== Given data
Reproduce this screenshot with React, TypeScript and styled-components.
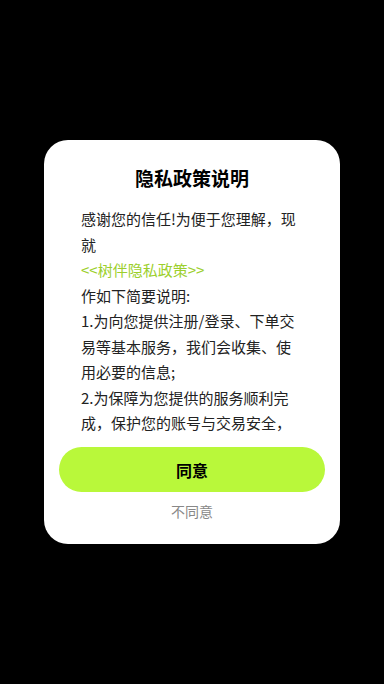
import React from 'react'
import styled, { createGlobalStyle } from 'styled-components'

const GlobalStyle = createGlobalStyle`
  html, body {
    margin: 0;
    padding: 0;
    background: #000;
  }
  body {
    font-family: "Noto Sans CJK SC", "Noto Sans", sans-serif;
  }
`

const Screen = styled.div`
  width: 384px;
  height: 684px;
  display: flex;
  align-items: center;
  justify-content: center;
  background: #000;
`

const Card = styled.div`
  width: 296px;
  height: 404px;
  box-sizing: border-box;
  background: #fff;
  border-radius: 24px;
  padding: 25px 15px 23px;
  display: flex;
  flex-direction: column;
  align-items: center;
`

const Title = styled.h2`
  margin: 0;
  font-size: 19px;
  line-height: 26px;
  font-weight: 700;
  color: #000;
`

const Body = styled.div`
  margin-top: 15px;
  height: 230px;
  width: 222px;
  overflow: hidden;
  font-size: 15px;
  line-height: 25.5px;
  color: #222;
`

const Para = styled.p`
  margin: 0;
`

const Link = styled.p`
  margin: 0;
  color: #9ccf2c;
`

const AgreeButton = styled.button`
  margin-top: 11px;
  width: 266px;
  height: 45px;
  border: none;
  border-radius: 23px;
  background: #b9f83a;
  font-family: inherit;
  font-size: 16px;
  font-weight: 700;
  color: #000;
`

const Decline = styled.div`
  margin-top: 9px;
  font-size: 14px;
  line-height: 20px;
  color: #888;
`

export default function App() {
  return (
    <>
      <GlobalStyle />
      <Screen>
        <Card>
          <Title>隐私政策说明</Title>
          <Body>
            <Para>感谢您的信任!为便于您理解，现就</Para>
            <Link>&lt;&lt;树伴隐私政策&gt;&gt;</Link>
            <Para>作如下简要说明:</Para>
            <Para>1.为向您提供注册/登录、下单交易等基本服务，我们会收集、使用必要的信息;</Para>
            <Para>2.为保障为您提供的服务顺利完成，保护您的账号与交易安全，我们会申请必要的设备权限;</Para>
          </Body>
          <AgreeButton>同意</AgreeButton>
          <Decline>不同意</Decline>
        </Card>
      </Screen>
    </>
  )
}
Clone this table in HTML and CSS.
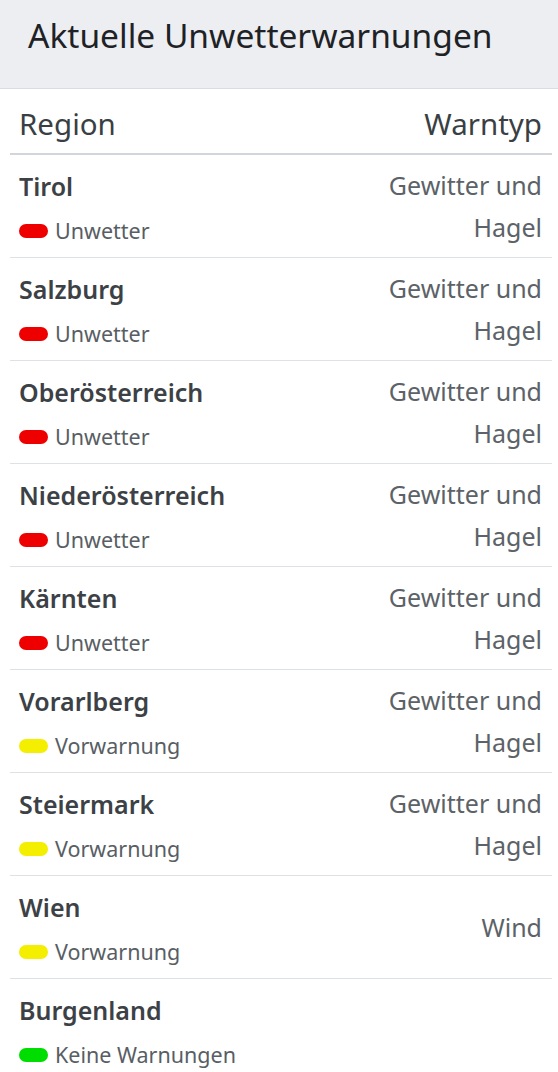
FILE: index.html
```html
<!DOCTYPE html>
<html lang="de">
<head>
<meta charset="utf-8">
<title>Aktuelle Unwetterwarnungen</title>
<link rel="stylesheet" href="styles.css">
</head>
<body>
<header class="panel-head">
  <h1 class="title">Aktuelle Unwetterwarnungen</h1>
</header>
<section class="warn-table">
  <div class="thead">
    <span class="th">Region</span>
    <span class="th th-right">Warntyp</span>
  </div>
  <div class="row">
    <div class="region"><div class="name">Tirol</div><div class="status"><span class="pill red"></span>Unwetter</div></div>
    <div class="type">Gewitter und<br>Hagel</div>
  </div>
  <div class="row">
    <div class="region"><div class="name">Salzburg</div><div class="status"><span class="pill red"></span>Unwetter</div></div>
    <div class="type">Gewitter und<br>Hagel</div>
  </div>
  <div class="row">
    <div class="region"><div class="name">Oberösterreich</div><div class="status"><span class="pill red"></span>Unwetter</div></div>
    <div class="type">Gewitter und<br>Hagel</div>
  </div>
  <div class="row">
    <div class="region"><div class="name">Niederösterreich</div><div class="status"><span class="pill red"></span>Unwetter</div></div>
    <div class="type">Gewitter und<br>Hagel</div>
  </div>
  <div class="row">
    <div class="region"><div class="name">Kärnten</div><div class="status"><span class="pill red"></span>Unwetter</div></div>
    <div class="type">Gewitter und<br>Hagel</div>
  </div>
  <div class="row">
    <div class="region"><div class="name">Vorarlberg</div><div class="status"><span class="pill yellow"></span>Vorwarnung</div></div>
    <div class="type">Gewitter und<br>Hagel</div>
  </div>
  <div class="row">
    <div class="region"><div class="name">Steiermark</div><div class="status"><span class="pill yellow"></span>Vorwarnung</div></div>
    <div class="type">Gewitter und<br>Hagel</div>
  </div>
  <div class="row">
    <div class="region"><div class="name">Wien</div><div class="status"><span class="pill yellow"></span>Vorwarnung</div></div>
    <div class="type">Wind</div>
  </div>
  <div class="row">
    <div class="region"><div class="name">Burgenland</div><div class="status"><span class="pill green"></span>Keine Warnungen</div></div>
    <div class="type"></div>
  </div>
</section>
</body>
</html>
```

FILE: styles.css
```css
html, body {
  margin: 0;
  padding: 0;
  background: #ffffff;
  font-family: "Noto Sans", "Open Sans", sans-serif;
}

.panel-head {
  background: #eceef1;
  height: 89px;
  border-bottom: 1px solid #d9dce0;
  padding: 19px 28px 0;
  box-sizing: border-box;
}

.title {
  margin: 0;
  font-size: 33.5px;
  font-weight: 400;
  color: #1e2226;
  line-height: 1;
}

.warn-table {
  margin: 0 6px 0 10px;
}

.thead {
  display: flex;
  justify-content: space-between;
  align-items: center;
  height: 59px;
  padding: 5px 10px 0 9px;
  border-bottom: 2px solid #d2d6da;
}

.th {
  font-size: 29.5px;
  color: #3a3f44;
  font-weight: 400;
}

.row {
  display: flex;
  justify-content: space-between;
  align-items: center;
  border-bottom: 1px solid #dee2e6;
  padding: 10px 10px 5px 9px;
}

.region {
  display: flex;
  flex-direction: column;
}

.name {
  font-size: 25px;
  font-weight: 600;
  line-height: 42px;
  color: #3c4146;
}

.status {
  display: flex;
  align-items: center;
  gap: 7px;
  margin-top: 3px;
  font-size: 21.5px;
  line-height: 42px;
  color: #585e64;
}

.pill {
  display: inline-block;
  width: 29px;
  height: 14px;
  border-radius: 7px;
  flex: none;
}

.red { background: #ee0000; }
.yellow { background: #f4ee00; }
.green { background: #00dd00; }

.type {
  text-align: right;
  font-size: 25px;
  line-height: 42px;
  color: #5c6267;
  margin-top: -3px;
  margin-bottom: 3px;
}
```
====
Given request: Leave out the pictures and repeat everything else in the records exactly.

Exercise answer:
Reproduce this screenshot with React, TypeScript and styled-components.
import React from 'react'
import styled, { createGlobalStyle } from 'styled-components'

const GlobalStyle = createGlobalStyle`
  html, body {
    margin: 0;
    padding: 0;
    background: #000;
  }
  body {
    font-family: "Noto Sans CJK SC", "Noto Sans", sans-serif;
  }
`

const Screen = styled.div`
  width: 384px;
  height: 684px;
  display: flex;
  align-items: center;
  justify-content: center;
  background: #000;
`

const Card = styled.div`
  width: 296px;
  height: 404px;
  box-sizing: border-box;
  background: #fff;
  border-radius: 24px;
  padding: 25px 15px 23px;
  display: flex;
  flex-direction: column;
  align-items: center;
`

const Title = styled.h2`
  margin: 0;
  font-size: 19px;
  line-height: 26px;
  font-weight: 700;
  color: #000;
`

const Body = styled.div`
  margin-top: 15px;
  height: 230px;
  width: 222px;
  overflow: hidden;
  font-size: 15px;
  line-height: 25.5px;
  color: #222;
`

const Para = styled.p`
  margin: 0;
`

const Link = styled.p`
  margin: 0;
  color: #9ccf2c;
`

const AgreeButton = styled.button`
  margin-top: 11px;
  width: 266px;
  height: 45px;
  border: none;
  border-radius: 23px;
  background: #b9f83a;
  font-family: inherit;
  font-size: 16px;
  font-weight: 700;
  color: #000;
`

const Decline = styled.div`
  margin-top: 9px;
  font-size: 14px;
  line-height: 20px;
  color: #888;
`

export default function App() {
  return (
    <>
      <GlobalStyle />
      <Screen>
        <Card>
          <Title>隐私政策说明</Title>
          <Body>
            <Para>感谢您的信任!为便于您理解，现就</Para>
            <Link>&lt;&lt;树伴隐私政策&gt;&gt;</Link>
            <Para>作如下简要说明:</Para>
            <Para>1.为向您提供注册/登录、下单交易等基本服务，我们会收集、使用必要的信息;</Para>
            <Para>2.为保障为您提供的服务顺利完成，保护您的账号与交易安全，我们会申请必要的设备权限;</Para>
          </Body>
          <AgreeButton>同意</AgreeButton>
          <Decline>不同意</Decline>
        </Card>
      </Screen>
    </>
  )
}
Clone this table in HTML and CSS.
FILE: index.html
```html
<!DOCTYPE html>
<html lang="de">
<head>
<meta charset="utf-8">
<title>Aktuelle Unwetterwarnungen</title>
<link rel="stylesheet" href="styles.css">
</head>
<body>
<header class="panel-head">
  <h1 class="title">Aktuelle Unwetterwarnungen</h1>
</header>
<section class="warn-table">
  <div class="thead">
    <span class="th">Region</span>
    <span class="th th-right">Warntyp</span>
  </div>
  <div class="row">
    <div class="region"><div class="name">Tirol</div><div class="status"><span class="pill red"></span>Unwetter</div></div>
    <div class="type">Gewitter und<br>Hagel</div>
  </div>
  <div class="row">
    <div class="region"><div class="name">Salzburg</div><div class="status"><span class="pill red"></span>Unwetter</div></div>
    <div class="type">Gewitter und<br>Hagel</div>
  </div>
  <div class="row">
    <div class="region"><div class="name">Oberösterreich</div><div class="status"><span class="pill red"></span>Unwetter</div></div>
    <div class="type">Gewitter und<br>Hagel</div>
  </div>
  <div class="row">
    <div class="region"><div class="name">Niederösterreich</div><div class="status"><span class="pill red"></span>Unwetter</div></div>
    <div class="type">Gewitter und<br>Hagel</div>
  </div>
  <div class="row">
    <div class="region"><div class="name">Kärnten</div><div class="status"><span class="pill red"></span>Unwetter</div></div>
    <div class="type">Gewitter und<br>Hagel</div>
  </div>
  <div class="row">
    <div class="region"><div class="name">Vorarlberg</div><div class="status"><span class="pill yellow"></span>Vorwarnung</div></div>
    <div class="type">Gewitter und<br>Hagel</div>
  </div>
  <div class="row">
    <div class="region"><div class="name">Steiermark</div><div class="status"><span class="pill yellow"></span>Vorwarnung</div></div>
    <div class="type">Gewitter und<br>Hagel</div>
  </div>
  <div class="row">
    <div class="region"><div class="name">Wien</div><div class="status"><span class="pill yellow"></span>Vorwarnung</div></div>
    <div class="type">Wind</div>
  </div>
  <div class="row">
    <div class="region"><div class="name">Burgenland</div><div class="status"><span class="pill green"></span>Keine Warnungen</div></div>
    <div class="type"></div>
  </div>
</section>
</body>
</html>
```

FILE: styles.css
```css
html, body {
  margin: 0;
  padding: 0;
  background: #ffffff;
  font-family: "Noto Sans", "Open Sans", sans-serif;
}

.panel-head {
  background: #eceef1;
  height: 89px;
  border-bottom: 1px solid #d9dce0;
  padding: 19px 28px 0;
  box-sizing: border-box;
}

.title {
  margin: 0;
  font-size: 33.5px;
  font-weight: 400;
  color: #1e2226;
  line-height: 1;
}

.warn-table {
  margin: 0 6px 0 10px;
}

.thead {
  display: flex;
  justify-content: space-between;
  align-items: center;
  height: 59px;
  padding: 5px 10px 0 9px;
  border-bottom: 2px solid #d2d6da;
}

.th {
  font-size: 29.5px;
  color: #3a3f44;
  font-weight: 400;
}

.row {
  display: flex;
  justify-content: space-between;
  align-items: center;
  border-bottom: 1px solid #dee2e6;
  padding: 10px 10px 5px 9px;
}

.region {
  display: flex;
  flex-direction: column;
}

.name {
  font-size: 25px;
  font-weight: 600;
  line-height: 42px;
  color: #3c4146;
}

.status {
  display: flex;
  align-items: center;
  gap: 7px;
  margin-top: 3px;
  font-size: 21.5px;
  line-height: 42px;
  color: #585e64;
}

.pill {
  display: inline-block;
  width: 29px;
  height: 14px;
  border-radius: 7px;
  flex: none;
}

.red { background: #ee0000; }
.yellow { background: #f4ee00; }
.green { background: #00dd00; }

.type {
  text-align: right;
  font-size: 25px;
  line-height: 42px;
  color: #5c6267;
  margin-top: -3px;
  margin-bottom: 3px;
}
```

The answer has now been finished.